[START]

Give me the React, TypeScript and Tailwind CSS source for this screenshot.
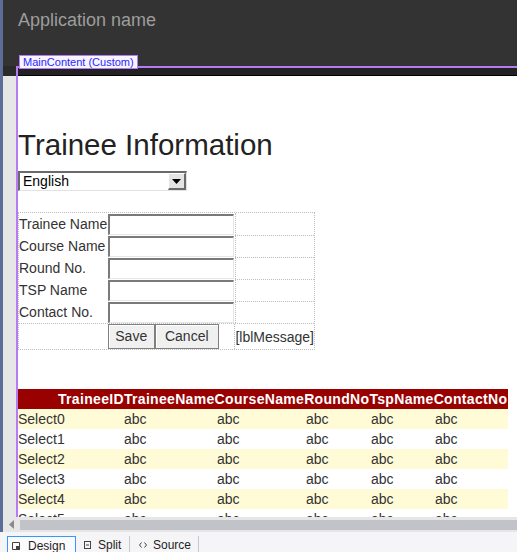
import React from "react";

const rows = [0, 1, 2, 3, 4, 5];
const fields = ["Trainee Name", "Course Name", "Round No.", "TSP Name", "Contact No."];

export default function App() {
  return (
    <div className="w-[517px] h-[552px] flex flex-col overflow-hidden bg-[#eeeef2] font-['Liberation_Sans',Arial,sans-serif]">
      <div className="flex h-[532px]">
        <div className="w-[3px] bg-[#5d6b99]" />
        <div className="flex-1 flex flex-col relative min-w-0">
          <div className="h-[66px] shrink-0 bg-[#333333] pl-[15px] pt-[10px] text-[18px] leading-[20px] text-[#9d9d9d]">
            Application name
          </div>
          <div className="absolute left-[16px] top-[55px] h-[14px] px-[3px] border border-[#b57bf5] bg-[#f7f3ff] text-[11px] leading-[12px] text-[#2a2aff] z-10">
            MainContent (Custom)
          </div>
          <div className="flex flex-1 min-h-0">
            <div className="w-[13px] flex flex-col">
              <div className="h-[10px] bg-[#2a2a2a]" />
              <div className="flex-1 bg-[#e6e6e6]" />
            </div>
            <div className="flex-1 flex flex-col border-l-2 border-t-2 border-[#b57bf5] min-w-0">
              <div className="h-[8px] shrink-0 bg-[#222222] border-b border-black" />
              <div className="flex-1 bg-white overflow-hidden pt-[52px] text-[#333333]">
                <div className="text-[29.5px] leading-[34px] text-[#222222]">Trainee Information</div>
                <div className="mt-[9px] w-[169px] h-[20px] flex border-t-2 border-l-2 border-[#6a6a6a] border-b border-r border-b-[#e2e2e2] border-r-[#e2e2e2]">
                  <div className="flex-1 pl-[3px] text-[14px] leading-[17px] text-black">English</div>
                  <div className="w-[18px] h-[17px] bg-[#e4e4e4] border-t border-l border-t-white border-l-white border-b-2 border-r-2 border-b-[#6a6a6a] border-r-[#6a6a6a] flex items-center justify-center">
                    <svg width="9" height="5" viewBox="0 0 9 5"><path d="M0 0h9L4.5 5z" fill="#000" /></svg>
                  </div>
                </div>
                <div className="mt-[21px] w-[297px] border border-dotted border-[#bdbdbd]">
                  {fields.map((f, i) => (
                    <div key={f} className="flex h-[22px]">
                      <div className="w-[89px] text-[14px] leading-[22px] whitespace-nowrap">{f}</div>
                      <div className="w-[127px] flex items-center">
                        <div className="w-[126px] h-[21px] bg-white border-t-2 border-l-2 border-[#7a7a7a] border-b border-r border-b-[#e6e6e6] border-r-[#e6e6e6]" />
                      </div>
                      <div className={"flex-1 border-l border-dotted border-[#bdbdbd] " + (i > 0 ? "border-t" : "")} />
                    </div>
                  ))}
                  <div className="flex h-[26px] border-t border-dotted border-[#bdbdbd]">
                    <div className="w-[89px]" />
                    <div className="w-[127px] flex items-start">
                      <button className="w-[47px] h-[25px] bg-[#f0f0f0] border border-[#7f7f7f] shadow-[inset_1px_1px_0_#ffffff] text-[14px] text-[#333333]">Save</button>
                      <button className="w-[64px] h-[25px] bg-[#f0f0f0] border border-[#7f7f7f] shadow-[inset_1px_1px_0_#ffffff] text-[14px] text-[#333333]">Cancel</button>
                    </div>
                    <div className="flex-1 border-l border-dotted border-[#bdbdbd] text-[14px] leading-[26px] whitespace-nowrap">[lblMessage]</div>
                  </div>
                </div>
                <div className="mt-[39px] w-[490px]">
                  <div className="h-[20px] flex bg-[#990000] pl-[40px] text-white font-bold text-[14px] tracking-[0.32px] leading-[20px] whitespace-nowrap">
                    <span>TraineeID</span>
                    <span>TraineeName</span>
                    <span>CourseName</span>
                    <span>RoundNo</span>
                    <span>TspName</span>
                    <span>ContactNo</span>
                  </div>
                  {rows.map((r) => (
                    <div key={r} className={"h-[20px] flex text-[14px] leading-[20px] text-[#333333] " + (r % 2 === 0 ? "bg-[#fffbd6]" : "bg-white")}>
                      <div className="w-[106px]">Select{r}</div>
                      <div className="w-[93px]">abc</div>
                      <div className="w-[89px]">abc</div>
                      <div className="w-[65px]">abc</div>
                      <div className="w-[64px]">abc</div>
                      <div className="flex-1">abc</div>
                    </div>
                  ))}
                </div>
              </div>
            </div>
          </div>
          <div className="h-[15px] shrink-0 bg-[#e6e6e6] flex items-center">
            <div className="w-[17px] flex justify-center">
              <svg width="5" height="9" viewBox="0 0 5 9"><path d="M5 0v9L0 4.5z" fill="#8a8a8a" /></svg>
            </div>
            <div className="flex-1 h-[10px] bg-[#c2c3c9]" />
          </div>
        </div>
      </div>
      <div className="h-[20px] flex items-end pl-[7px] text-[12px] text-[#1e1e1e] bg-[#f5f5f7]">
        <div className="w-[69px] h-[16px] border border-b-0 border-[#3399ff] bg-[#fbfbfd] flex items-start pt-[2px] pl-[4px] gap-[8px]">
          <svg width="8" height="8" viewBox="0 0 8 8" className="mt-[3px]"><path d="M0.5 0.5h7v4h-3v3h-4z" fill="none" stroke="#444" /><rect x="4" y="4" width="4" height="4" fill="#444" /></svg>
          <span className="leading-[14px]">Design</span>
        </div>
        <div className="w-[54px] h-[16px] flex items-start pt-[2px] pl-[8px] gap-[7px] border-r border-[#c8c8c8]">
          <svg width="7" height="8" viewBox="0 0 7 8" className="mt-[3px]"><rect x="0.5" y="0.5" width="6" height="7" fill="none" stroke="#444" /><path d="M2 4h3" stroke="#444" /></svg>
          <span className="leading-[14px]">Split</span>
        </div>
        <div className="w-[69px] h-[16px] flex items-start pt-[2px] pl-[9px] gap-[6px] border-r border-[#c8c8c8]">
          <svg width="8" height="6" viewBox="0 0 8 6" className="mt-[4px]"><path d="M2.5 0.5L0.5 3l2 2.5M5.5 0.5l2 2.5-2 2.5" fill="none" stroke="#444" /></svg>
          <span className="leading-[14px]">Source</span>
        </div>
      </div>
    </div>
  );
}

[END]

Reproduce every line exactly and omit all pictures.

Give me the React, TypeScript and Tailwind CSS source for this screenshot.
import React from "react";

const rows = [0, 1, 2, 3, 4, 5];
const fields = ["Trainee Name", "Course Name", "Round No.", "TSP Name", "Contact No."];

export default function App() {
  return (
    <div className="w-[517px] h-[552px] flex flex-col overflow-hidden bg-[#eeeef2] font-['Liberation_Sans',Arial,sans-serif]">
      <div className="flex h-[532px]">
        <div className="w-[3px] bg-[#5d6b99]" />
        <div className="flex-1 flex flex-col relative min-w-0">
          <div className="h-[66px] shrink-0 bg-[#333333] pl-[15px] pt-[10px] text-[18px] leading-[20px] text-[#9d9d9d]">
            Application name
          </div>
          <div className="absolute left-[16px] top-[55px] h-[14px] px-[3px] border border-[#b57bf5] bg-[#f7f3ff] text-[11px] leading-[12px] text-[#2a2aff] z-10">
            MainContent (Custom)
          </div>
          <div className="flex flex-1 min-h-0">
            <div className="w-[13px] flex flex-col">
              <div className="h-[10px] bg-[#2a2a2a]" />
              <div className="flex-1 bg-[#e6e6e6]" />
            </div>
            <div className="flex-1 flex flex-col border-l-2 border-t-2 border-[#b57bf5] min-w-0">
              <div className="h-[8px] shrink-0 bg-[#222222] border-b border-black" />
              <div className="flex-1 bg-white overflow-hidden pt-[52px] text-[#333333]">
                <div className="text-[29.5px] leading-[34px] text-[#222222]">Trainee Information</div>
                <div className="mt-[9px] w-[169px] h-[20px] flex border-t-2 border-l-2 border-[#6a6a6a] border-b border-r border-b-[#e2e2e2] border-r-[#e2e2e2]">
                  <div className="flex-1 pl-[3px] text-[14px] leading-[17px] text-black">English</div>
                  <div className="w-[18px] h-[17px] bg-[#e4e4e4] border-t border-l border-t-white border-l-white border-b-2 border-r-2 border-b-[#6a6a6a] border-r-[#6a6a6a] flex items-center justify-center">
                    <svg width="9" height="5" viewBox="0 0 9 5"><path d="M0 0h9L4.5 5z" fill="#000" /></svg>
                  </div>
                </div>
                <div className="mt-[21px] w-[297px] border border-dotted border-[#bdbdbd]">
                  {fields.map((f, i) => (
                    <div key={f} className="flex h-[22px]">
                      <div className="w-[89px] text-[14px] leading-[22px] whitespace-nowrap">{f}</div>
                      <div className="w-[127px] flex items-center">
                        <div className="w-[126px] h-[21px] bg-white border-t-2 border-l-2 border-[#7a7a7a] border-b border-r border-b-[#e6e6e6] border-r-[#e6e6e6]" />
                      </div>
                      <div className={"flex-1 border-l border-dotted border-[#bdbdbd] " + (i > 0 ? "border-t" : "")} />
                    </div>
                  ))}
                  <div className="flex h-[26px] border-t border-dotted border-[#bdbdbd]">
                    <div className="w-[89px]" />
                    <div className="w-[127px] flex items-start">
                      <button className="w-[47px] h-[25px] bg-[#f0f0f0] border border-[#7f7f7f] shadow-[inset_1px_1px_0_#ffffff] text-[14px] text-[#333333]">Save</button>
                      <button className="w-[64px] h-[25px] bg-[#f0f0f0] border border-[#7f7f7f] shadow-[inset_1px_1px_0_#ffffff] text-[14px] text-[#333333]">Cancel</button>
                    </div>
                    <div className="flex-1 border-l border-dotted border-[#bdbdbd] text-[14px] leading-[26px] whitespace-nowrap">[lblMessage]</div>
                  </div>
                </div>
                <div className="mt-[39px] w-[490px]">
                  <div className="h-[20px] flex bg-[#990000] pl-[40px] text-white font-bold text-[14px] tracking-[0.32px] leading-[20px] whitespace-nowrap">
                    <span>TraineeID</span>
                    <span>TraineeName</span>
                    <span>CourseName</span>
                    <span>RoundNo</span>
                    <span>TspName</span>
                    <span>ContactNo</span>
                  </div>
                  {rows.map((r) => (
                    <div key={r} className={"h-[20px] flex text-[14px] leading-[20px] text-[#333333] " + (r % 2 === 0 ? "bg-[#fffbd6]" : "bg-white")}>
                      <div className="w-[106px]">Select{r}</div>
                      <div className="w-[93px]">abc</div>
                      <div className="w-[89px]">abc</div>
                      <div className="w-[65px]">abc</div>
                      <div className="w-[64px]">abc</div>
                      <div className="flex-1">abc</div>
                    </div>
                  ))}
                </div>
              </div>
            </div>
          </div>
          <div className="h-[15px] shrink-0 bg-[#e6e6e6] flex items-center">
            <div className="w-[17px] flex justify-center">
              <svg width="5" height="9" viewBox="0 0 5 9"><path d="M5 0v9L0 4.5z" fill="#8a8a8a" /></svg>
            </div>
            <div className="flex-1 h-[10px] bg-[#c2c3c9]" />
          </div>
        </div>
      </div>
      <div className="h-[20px] flex items-end pl-[7px] text-[12px] text-[#1e1e1e] bg-[#f5f5f7]">
        <div className="w-[69px] h-[16px] border border-b-0 border-[#3399ff] bg-[#fbfbfd] flex items-start pt-[2px] pl-[4px] gap-[8px]">
          <svg width="8" height="8" viewBox="0 0 8 8" className="mt-[3px]"><path d="M0.5 0.5h7v4h-3v3h-4z" fill="none" stroke="#444" /><rect x="4" y="4" width="4" height="4" fill="#444" /></svg>
          <span className="leading-[14px]">Design</span>
        </div>
        <div className="w-[54px] h-[16px] flex items-start pt-[2px] pl-[8px] gap-[7px] border-r border-[#c8c8c8]">
          <svg width="7" height="8" viewBox="0 0 7 8" className="mt-[3px]"><rect x="0.5" y="0.5" width="6" height="7" fill="none" stroke="#444" /><path d="M2 4h3" stroke="#444" /></svg>
          <span className="leading-[14px]">Split</span>
        </div>
        <div className="w-[69px] h-[16px] flex items-start pt-[2px] pl-[9px] gap-[6px] border-r border-[#c8c8c8]">
          <svg width="8" height="6" viewBox="0 0 8 6" className="mt-[4px]"><path d="M2.5 0.5L0.5 3l2 2.5M5.5 0.5l2 2.5-2 2.5" fill="none" stroke="#444" /></svg>
          <span className="leading-[14px]">Source</span>
        </div>
      </div>
    </div>
  );
}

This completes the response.